Ferentz didn’t just coach against Saban, though. Saban connects to Ferentz by way of Cleveland and Bill Belichick. From 1993-95, Ferentz was the offensive line coach for the Browns under Belichick, while Saban was on the other side of the ball as the defensive coordinator.
Iowa heads to East Lansing, Mich., for its first road conference game of the season — something that started out as a headache but has developed into something solid.
Under Ferentz, the Hawkeyes are 9-9 in their first road Big Ten games of the season. At first, those first conference road games were almost assuredly a loss. Iowa lost six of its first seven years in the first Big Ten roadie and eight of the first 10 — with wins at Penn State in 2002 and at Illinois in 2006 the exceptions.
Since then, though, it’s flipped completely. Since 2009, the Hawkeyes have only lost their Big Ten road opener once — 13-3 to Penn State in 2011 — and have won five straight road openers. Last season Iowa beat Rutgers, 14-7, in its first road conference game.
Coincidentally, Iowa has opened its road slate against Michigan State more than any other conference foe under Ferentz. Saturday marks the fifth time that’s happened.
Depending where you look, Iowa opened up as either a 2-point or 3-point underdog for Saturday, and settled at Michigan State by 3.5 as of Monday afternoon. That marks the 12th Big Ten road opener under Ferentz in which the Hawkeyes go in the underdog. Iowa is 8-4 against the spread as an underdog in those games.
Similar to winning those conference road openers outright, the Hawkeyes turned the tide in terms of covering the spread overall in these games in the last 10 years.

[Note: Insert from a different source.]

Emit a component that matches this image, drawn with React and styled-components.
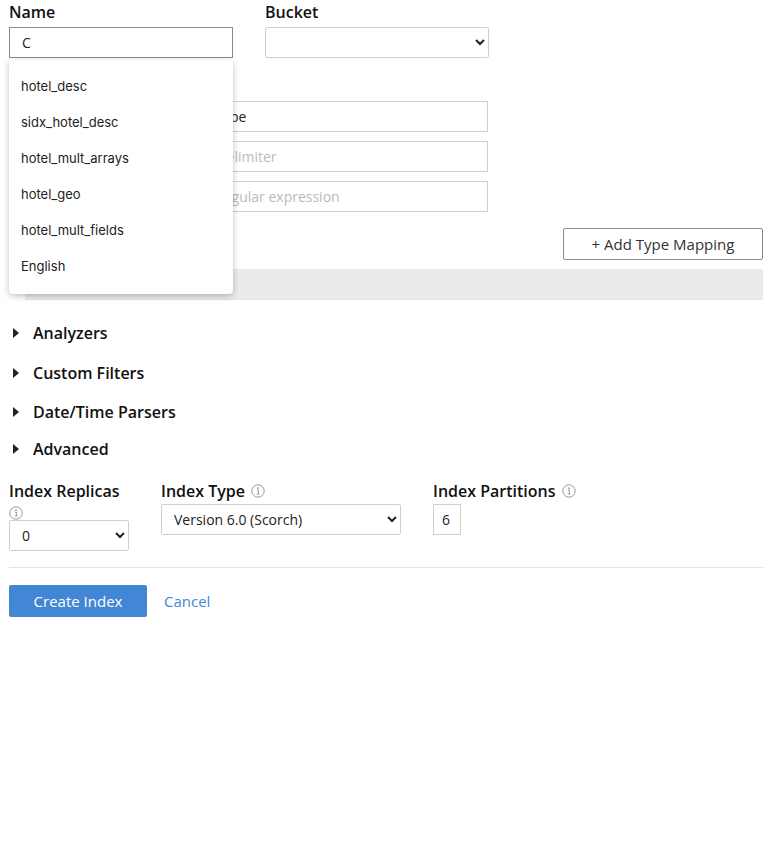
import styled, { createGlobalStyle } from "styled-components";

const Global = createGlobalStyle`
  body { margin: 0; background: #fff; font-family: "Open Sans", sans-serif; color: #111; }
`;

const Page = styled.div`
  padding: 2px 16px 0 9px;
  width: 754px;
  height: 866px;
`;

const TopRow = styled.div`
  display: flex;
  gap: 32px;
`;

const Field = styled.div`
  position: relative;
  display: flex;
  flex-direction: column;
  width: ${(p) => p.$w || "auto"};
`;

const Label = styled.label`
  font-size: 16px;
  font-weight: 600;
  line-height: 20px;
  margin-bottom: ${(p) => (p.$mb !== undefined ? p.$mb : 5)}px;
  display: flex;
  align-items: center;
  gap: 6px;
`;

const TextInput = styled.input`
  box-sizing: border-box;
  height: ${(p) => p.$h || 31}px;
  width: ${(p) => p.$w || "100%"};
  border: 1px solid ${(p) => (p.$dark ? "#8a8a8a" : "#cfcfcf")};
  padding: 0 ${(p) => p.$pad || 12}px;
  font: 14px "Open Sans", sans-serif;
  color: #222;
  outline: none;
  &::placeholder { color: #bbb; }
`;

const Select = styled.select`
  box-sizing: border-box;
  height: 31px;
  width: ${(p) => p.$w};
  border: 1px solid #cfcfcf;
  border-radius: 2px;
  background: #fff;
  padding: 0 8px;
  font: 14px "Open Sans", sans-serif;
  color: #222;
`;

const Menu = styled.ul`
  position: absolute;
  top: 58px;
  left: 0;
  width: 224px;
  margin: 0;
  padding: 18px 0 0;
  list-style: none;
  background: #fff;
  border-radius: 4px;
  box-shadow: 0 2px 6px rgba(0, 0, 0, 0.25);
  z-index: 5;
`;

const MenuItem = styled.li`
  height: 36px;
  line-height: 36px;
  padding-left: 12px;
  font: 13px "Inter", "Open Sans", sans-serif;
  color: #222;
`;

const TypeRows = styled.div`
  margin-top: 43px;
  display: flex;
  flex-direction: column;
  gap: 9px;
  padding-left: 196px;
  width: 283px;
`;

const MappingBar = styled.div`
  display: flex;
  justify-content: flex-end;
  margin-top: 16px;
`;

const GhostButton = styled.button`
  width: 200px;
  height: 32px;
  background: #fff;
  border: 1px solid #8a8a8a;
  border-radius: 2px;
  font: 15px "Open Sans", sans-serif;
  color: #333;
`;

const GrayBar = styled.div`
  margin: 9px 0 0 16px;
  height: 30px;
  background: #ebebeb;
  border-bottom: 1px solid #dce6ee;
`;

const Sections = styled.div`
  margin-top: 13px;
  display: flex;
  flex-direction: column;
`;

const Section = styled.div`
  display: flex;
  align-items: center;
  gap: 14px;
  height: ${(p) => p.$h}px;
  font-size: 16px;
  font-weight: 600;
  padding-left: 4px;
`;

const Caret = styled.span`
  width: 0;
  height: 0;
  border-top: 5px solid transparent;
  border-bottom: 5px solid transparent;
  border-left: 6px solid #222;
`;

const Options = styled.div`
  display: flex;
  gap: 32px;
  margin-top: 14px;
`;

const InfoRow = styled.div`
  margin: 2px 0 3px;
  height: 14px;
`;

const Info = () => (
  <svg width="14" height="14" viewBox="0 0 14 14">
    <circle cx="7" cy="7" r="6.2" fill="none" stroke="#999" />
    <circle cx="7" cy="4.2" r="0.9" fill="#999" />
    <path d="M6 6.2h1.4v3.8M5.8 10h2.6" stroke="#999" fill="none" strokeWidth="1" />
  </svg>
);

const Divider = styled.hr`
  border: 0;
  border-top: 1px solid #e3e3e3;
  margin: 16px 0 17px;
`;

const Actions = styled.div`
  display: flex;
  align-items: center;
  gap: 17px;
`;

const Primary = styled.button`
  width: 138px;
  height: 32px;
  background: #4287d6;
  color: #fff;
  border: 0;
  border-radius: 2px;
  font: 15px "Open Sans", sans-serif;
`;

const LinkText = styled.a`
  color: #4287d6;
  font-size: 15px;
`;

export default function App() {
  const items = ["hotel_desc", "sidx_hotel_desc", "hotel_mult_arrays", "hotel_geo", "hotel_mult_fields", "English"];
  return (
    <Page>
      <Global />
      <TopRow>
        <Field $w="224px">
          <Label>Name</Label>
          <TextInput $dark defaultValue="C" />
          <Menu>
            {items.map((i) => (
              <MenuItem key={i}>{i}</MenuItem>
            ))}
          </Menu>
        </Field>
        <Field $w="224px">
          <Label>Bucket</Label>
          <Select $w="224px"><option></option></Select>
        </Field>
      </TopRow>
      <TypeRows>
        <TextInput defaultValue="type" />
        <TextInput placeholder="delimiter" />
        <TextInput placeholder="regular expression" />
      </TypeRows>
      <MappingBar>
        <GhostButton>+ Add Type Mapping</GhostButton>
      </MappingBar>
      <GrayBar />
      <Sections>
        <Section $h={40}><Caret />Analyzers</Section>
        <Section $h={40}><Caret />Custom Filters</Section>
        <Section $h={38}><Caret />Date/Time Parsers</Section>
        <Section $h={36}><Caret />Advanced</Section>
      </Sections>
      <Options>
        <Field $w="120px">
          <Label $mb={0}>Index Replicas</Label>
          <InfoRow><Info /></InfoRow>
          <Select $w="120px"><option>0</option></Select>
        </Field>
        <Field $w="240px">
          <Label $mb={3}>Index Type <Info /></Label>
          <Select $w="240px"><option>Version 6.0 (Scorch)</option></Select>
        </Field>
        <Field $w="160px">
          <Label $mb={3}>Index Partitions <Info /></Label>
          <TextInput $w="28px" $pad={8} defaultValue="6" />
        </Field>
      </Options>
      <Divider />
      <Actions>
        <Primary>Create Index</Primary>
        <LinkText>Cancel</LinkText>
      </Actions>
    </Page>
  );
}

Iowa is 8-2 against the spread in the last 10 Big Ten road openers, failing to cover last year at Rutgers and in 2011 at Penn State.
Given the home team almost always gets at least three points for being at home, Las Vegas essentially looks at Saturday’s Iowa-Michigan State game as a coin flip. Also given how poorly Michigan State played against Notre Dame and how well Iowa played against Penn State — and the respective morale and mentality on both teams — betting very well could go in Iowa’s direction as the week goes on.